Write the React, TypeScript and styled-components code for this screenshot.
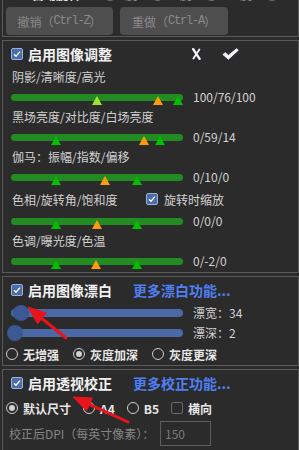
import React from "react";
import styled, { createGlobalStyle } from "styled-components";

const GlobalStyle = createGlobalStyle`
  html, body {
    margin: 0;
    padding: 0;
    background: #2b2b2b;
    overflow: hidden;
  }
  body {
    font-family: "Noto Sans CJK SC", "Noto Sans", sans-serif;
    color: #d2d2d2;
  }
`;

const Viewport = styled.div`
  position: relative;
  width: 299px;
  height: 450px;
  overflow: hidden;
  background: #2b2b2b;
`;

const Stack = styled.div`
  display: flex;
  flex-direction: column;
  gap: 3px;
  margin-top: -14px;
`;

const Panel = styled.section<{ $bottomPad?: number }>`
  margin-left: 2px;
  border: 1px solid #5a5a5a;
  display: flex;
  flex-direction: column;
  padding-bottom: ${({ $bottomPad }) => $bottomPad ?? 0}px;
`;

/* row that is scrolled mostly out of view */
const CutRow = styled.div`
  height: 20px;
  box-sizing: border-box;
  padding: 0 0 0 3px;
  display: flex;
  align-items: flex-start;
  gap: 14px;
  font-size: 12px;
  line-height: 15px;
  color: #9a9a9a;
  white-space: nowrap;
`;

const CutLabel = styled.span`
  color: #f0f0f0;
  font-weight: bold;
  margin-right: 10px;
`;

const ButtonRow = styled.div`
  display: flex;
  gap: 7px;
  padding: 0 0 1px 3px;
`;

const UndoButton = styled.button<{ $w: number }>`
  width: ${({ $w }) => $w}px;
  height: 28px;
  border: none;
  border-radius: 4px;
  background: #4e4e4e;
  color: #8a8a8a;
  font-family: "Noto Sans CJK SC", sans-serif;
  font-size: 12px;
  padding: 0;
  display: flex;
  align-items: center;
  justify-content: center;
`;

const Mono = styled.span`
  font-family: "Liberation Mono", monospace;
  letter-spacing: -1.2px;
`;

const TitleRow = styled.div`
  height: 26px;
  display: flex;
  align-items: center;
  padding-left: 8px;
`;

const Box = styled.span<{ $checked?: boolean }>`
  box-sizing: border-box;
  width: 12px;
  height: 12px;
  border-radius: 2px;
  flex: none;
  display: grid;
  place-items: center;
  border: 1px solid ${({ $checked }) => ($checked ? "#9db0d8" : "#6a6a6a")};
  background: ${({ $checked }) => ($checked ? "#4a6caa" : "transparent")};
`;

const Title = styled.span`
  margin-left: 5px;
  font-size: 14px;
  font-weight: bold;
  color: #f2f2f2;
  line-height: 20px;
`;

const MoreLink = styled.span`
  margin-left: 21px;
  font-size: 14px;
  font-weight: bold;
  color: #4f7ff2;
  line-height: 20px;
`;

const ActionIcons = styled.div`
  margin-left: auto;
  margin-right: 59px;
  display: flex;
  align-items: center;
  gap: 21px;
`;

const Caption = styled.div`
  height: 20px;
  padding-left: 9px;
  font-size: 12px;
  line-height: 20px;
  color: #d2d2d2;
`;

const CaptionWithOption = styled.div`
  height: 24px;
  padding-left: 9px;
  display: grid;
  grid-template-columns: 134px auto;
  align-items: center;
  font-size: 12px;
  color: #d2d2d2;
`;

const InlineCheck = styled.span`
  display: flex;
  align-items: center;
  gap: 6px;
`;

const SliderRow = styled.div`
  height: 20px;
  display: flex;
  align-items: center;
  padding-left: 8px;
`;

const GreenTrack = styled.div`
  position: relative;
  width: 172px;
  height: 7px;
  border-radius: 4px;
  background: #228b22;
`;

const Marker = styled.span<{ $color: string }>`
  position: absolute;
  top: 2px;
  width: 0;
  height: 0;
  border-left: 5px solid transparent;
  border-right: 5px solid transparent;
  border-bottom: 9px solid ${({ $color }) => $color};
`;

const BlueTrack = styled.div`
  position: relative;
  width: 172px;
  height: 8px;
  border-radius: 4px;
  background: #4a69a6;
`;

const Knob = styled.span`
  position: absolute;
  top: -4px;
  width: 16px;
  height: 16px;
  border-radius: 50%;
  background: #3a5891;
`;

const Value = styled.span`
  margin-left: 10px;
  font-size: 12px;
  color: #d2d2d2;
  line-height: 16px;
`;

const OptionRow = styled.div<{ $gap: number; $h: number }>`
  height: ${({ $h }) => $h}px;
  display: flex;
  align-items: center;
  gap: ${({ $gap }) => $gap}px;
  padding-left: 3px;
`;

const Option = styled.span`
  display: flex;
  align-items: center;
  gap: 5px;
  font-size: 12px;
  font-weight: bold;
  color: #e6e6e6;
`;

const Radio = styled.span<{ $checked?: boolean }>`
  box-sizing: border-box;
  width: 12px;
  height: 12px;
  border-radius: 50%;
  border: 1px solid #cfcfcf;
  display: grid;
  place-items: center;
  flex: none;

  &::after {
    content: "";
    width: 6px;
    height: 6px;
    border-radius: 50%;
    background: ${({ $checked }) => ($checked ? "#d0d0d0" : "transparent")};
  }
`;

const DpiRow = styled.div`
  height: 26px;
  padding-left: 6px;
  display: grid;
  grid-template-columns: 151px 51px;
  align-items: center;
  font-size: 12px;
  color: #858585;
`;

const DpiField = styled.input`
  box-sizing: border-box;
  width: 51px;
  height: 25px;
  margin: 0;
  padding: 0 4px;
  border: 1px solid #5e5e5e;
  background: #2b2b2b;
  color: #7a7a7a;
  font-family: "Noto Sans CJK SC", sans-serif;
  font-size: 12px;
`;

const Annotations = styled.svg`
  position: absolute;
  left: 0;
  top: 0;
  pointer-events: none;
`;

const Tick = () => (
  <svg width="8" height="8" viewBox="0 0 8 8">
    <polyline points="1,4.2 3,6.2 7,1.6" fill="none" stroke="#fff" strokeWidth="1.4" />
  </svg>
);

const Check = ({ checked }: { checked?: boolean }) => (
  <Box $checked={checked}>{checked && <Tick />}</Box>
);

/* brush-style cancel mark */
const CancelIcon = () => (
  <svg width="9" height="12" viewBox="0 0 9 12">
    <path d="M1.2 1.2 L7.6 10.8" stroke="#f4f6fb" strokeWidth="2.4" strokeLinecap="round" />
    <path d="M7.4 1.4 L1.4 10.6" stroke="#f4f6fb" strokeWidth="1.8" strokeLinecap="round" />
  </svg>
);

/* heavy apply check mark */
const ApplyIcon = () => (
  <svg width="17" height="12" viewBox="0 0 17 12">
    <path
      d="M0.8 6.6 L3.4 4.6 L6.4 7.2 L14.6 0.6 L16.4 2.2 L6.4 11.4 Z"
      fill="#f4f6fb"
      stroke="#f4f6fb"
      strokeWidth="0.6"
      strokeLinejoin="round"
    />
  </svg>
);

type Mark = { at: number; color: string };

const LIME = "#a6e22e";
const ORANGE = "#ff9a0a";
const GREEN = "#00c000";

const adjustments: { caption: string; value: string; marks: Mark[]; option?: string }[] = [
  {
    caption: "阴影/清晰度/高光",
    value: "100/76/100",
    marks: [
      { at: 86, color: LIME },
      { at: 147, color: ORANGE },
      { at: 167, color: GREEN },
    ],
  },
  {
    caption: "黑场亮度/对比度/白场亮度",
    value: "0/59/14",
    marks: [
      { at: 45, color: GREEN },
      { at: 133, color: ORANGE },
      { at: 149, color: GREEN },
    ],
  },
  {
    caption: "伽马：振幅/指数/偏移",
    value: "0/10/0",
    marks: [
      { at: 45, color: GREEN },
      { at: 94, color: ORANGE },
      { at: 126, color: GREEN },
    ],
  },
  {
    caption: "色相/旋转角/饱和度",
    value: "0/0/0",
    option: "旋转时缩放",
    marks: [
      { at: 45, color: GREEN },
      { at: 86, color: ORANGE },
      { at: 126, color: GREEN },
    ],
  },
  {
    caption: "色调/曝光度/色温",
    value: "0/-2/0",
    marks: [
      { at: 45, color: GREEN },
      { at: 85, color: ORANGE },
      { at: 126, color: GREEN },
    ],
  },
];

const bleach = [
  { label: "漂宽：34", knob: 1.5 },
  { label: "漂深：2", knob: -4 },
];

const Arrow = ({ tail, base, head }: { tail: [number, number]; base: [number, number]; head: string }) => (
  <g fill="#e8141c" stroke="#e8141c">
    <line x1={tail[0]} y1={tail[1]} x2={base[0]} y2={base[1]} strokeWidth="3" strokeLinecap="round" />
    <polygon points={head} strokeWidth="1" strokeLinejoin="round" />
  </g>
);

export default function App() {
  return (
    <Viewport>
      <GlobalStyle />
      <Stack>
        <Panel>
          <CutRow>
            <Check checked />
            <CutLabel>自动旋转</CutLabel>
            <span>○ 0度</span>
            <span>○ 90度</span>
            <span>○ 180度</span>
            <span>○ 270度</span>
          </CutRow>
          <ButtonRow>
            <UndoButton $w={107}>
              撤销（<Mono>Ctrl-Z</Mono>）
            </UndoButton>
            <UndoButton $w={108}>
              重做（<Mono>Ctrl-A</Mono>）
            </UndoButton>
          </ButtonRow>
        </Panel>

        <Panel $bottomPad={1}>
          <TitleRow>
            <Check checked />
            <Title>启用图像调整</Title>
            <ActionIcons>
              <CancelIcon />
              <ApplyIcon />
            </ActionIcons>
          </TitleRow>
          {adjustments.map((a) => (
            <React.Fragment key={a.caption}>
              {a.option ? (
                <CaptionWithOption>
                  <span>{a.caption}</span>
                  <InlineCheck>
                    <Check checked />
                    {a.option}
                  </InlineCheck>
                </CaptionWithOption>
              ) : (
                <Caption>{a.caption}</Caption>
              )}
              <SliderRow>
                <GreenTrack>
                  {a.marks.map((m, i) => (
                    <Marker key={i} $color={m.color} style={{ left: m.at - 5 }} />
                  ))}
                </GreenTrack>
                <Value>{a.value}</Value>
              </SliderRow>
            </React.Fragment>
          ))}
        </Panel>

        <Panel>
          <TitleRow>
            <Check checked />
            <Title>启用图像漂白</Title>
            <MoreLink>更多漂白功能...</MoreLink>
          </TitleRow>
          {bleach.map((b) => (
            <SliderRow key={b.label}>
              <BlueTrack>
                <Knob style={{ left: b.knob }} />
              </BlueTrack>
              <Value>{b.label}</Value>
            </SliderRow>
          ))}
          <OptionRow $gap={14} $h={22}>
            <Option>
              <Radio />
              无增强
            </Option>
            <Option>
              <Radio $checked />
              灰度加深
            </Option>
            <Option>
              <Radio />
              灰度更深
            </Option>
          </OptionRow>
        </Panel>

        <Panel $bottomPad={30}>
          <TitleRow>
            <Check checked />
            <Title>启用透视校正</Title>
            <MoreLink>更多校正功能...</MoreLink>
          </TitleRow>
          <OptionRow $gap={12} $h={24}>
            <Option>
              <Radio $checked />
              默认尺寸
            </Option>
            <Option>
              <Radio />
              A4
            </Option>
            <Option>
              <Radio />
              B5
            </Option>
            <Option>
              <Check />
              横向
            </Option>
          </OptionRow>
          <DpiRow>
            <span>校正后DPI（每英寸像素）：</span>
            <DpiField defaultValue="150" disabled />
          </DpiRow>
        </Panel>
      </Stack>

      <Annotations width="299" height="450" viewBox="0 0 299 450">
        <Arrow tail={[66, 338]} base={[42, 318.5]} head="28,307 46.4,313 37.6,323.8" />
        <Arrow tail={[128, 422]} base={[89.4, 404.4]} head="73,397 92.3,398 86.5,410.8" />
      </Annotations>
    </Viewport>
  );
}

========================================

YOUR GOAL – Counting only lines of the data above that hold "components", report the total and nothing else.

TASK RESULT – 2